Straight away, you should know that many are calling “Don Bradman Cricket 14” one of the finest cricket-centric video games ever made. Simply put, it accurately captures many of the elements of the game while also surrounding it with nicely packaged systems that enhance the overall entertainment factor. For starters, if you don’t know who Don Bradman is, you need only know he’s a legend of the game. In short, what Babe Ruth is to baseball and Michael Jordan is to Basketball, Don Bradman is to Cricket. The real question is, does this game live up to his incredible reputation?
Developed by Big Ant Studios, “Don Bradman Cricket 14” actually seems to take on an overall visual appeal that’s somewhat similar to EA’s FIFA series. Don’t get the wrong idea though, this isn’t really a game that you buy for the graphics (which are ok, but definitely not top-of-the-line), you play DBC14 because it’s basically the best that’s out there out of what’s available. Any comparisons to other existing titles or franchises are just meant to convey surface similarities; DBC14 is definitely an original creation replete with its own unique features. For example, this is a title that allows you to effectively create your own player and subsequently customize them over the course of not 1, but 20 connected seasons of play. For the hardcore cricket fan, this is just about as good as it gets when it comes to a video game.
Perusing the game modes you’ll find career, tour, tournament and practice nets. If you’re after more of a long-play experience, career mode is definitely where it’s at. Likewise, you can opt to play in a tournament if you’re after some quick matches with the prospect of a trophy coming after its all said and done. Of particular interest is the tour mode however, which allows you to explore notable tours from the past (very cool). Lastly, there are the practice nets, which as the name implies – provides you with an opportunity to work on your personal game.

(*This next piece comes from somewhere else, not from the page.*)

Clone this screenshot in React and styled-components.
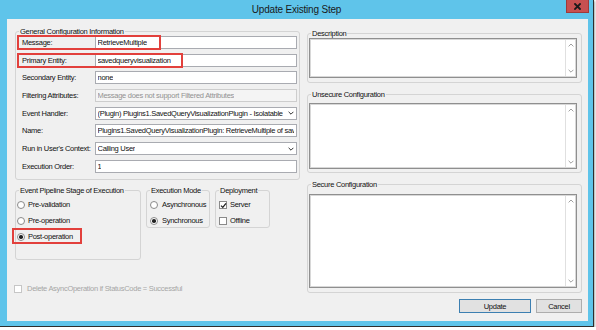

Where Don Bradman Cricket 14 really shines is in its gameplay, which presents fairly intricate controls for bowling as well as batting. For instance, when batting you use both analog sticks, the left to move and position and the right to actually swing the bat. This might seem to be rather unwieldy or even inaccurate at first, but with a bit of practice it becomes almost second nature. In fact, this setup actually makes the game a bit more interesting as additional players are added, forcing you to develop precision. Similarly detailed systems exist when bowling, being a combination of timed button pushes and precise analog stick movements. Overall, these control schemes end up making the game truly competitive and when you gain authority over them your wins feel much more rewarding.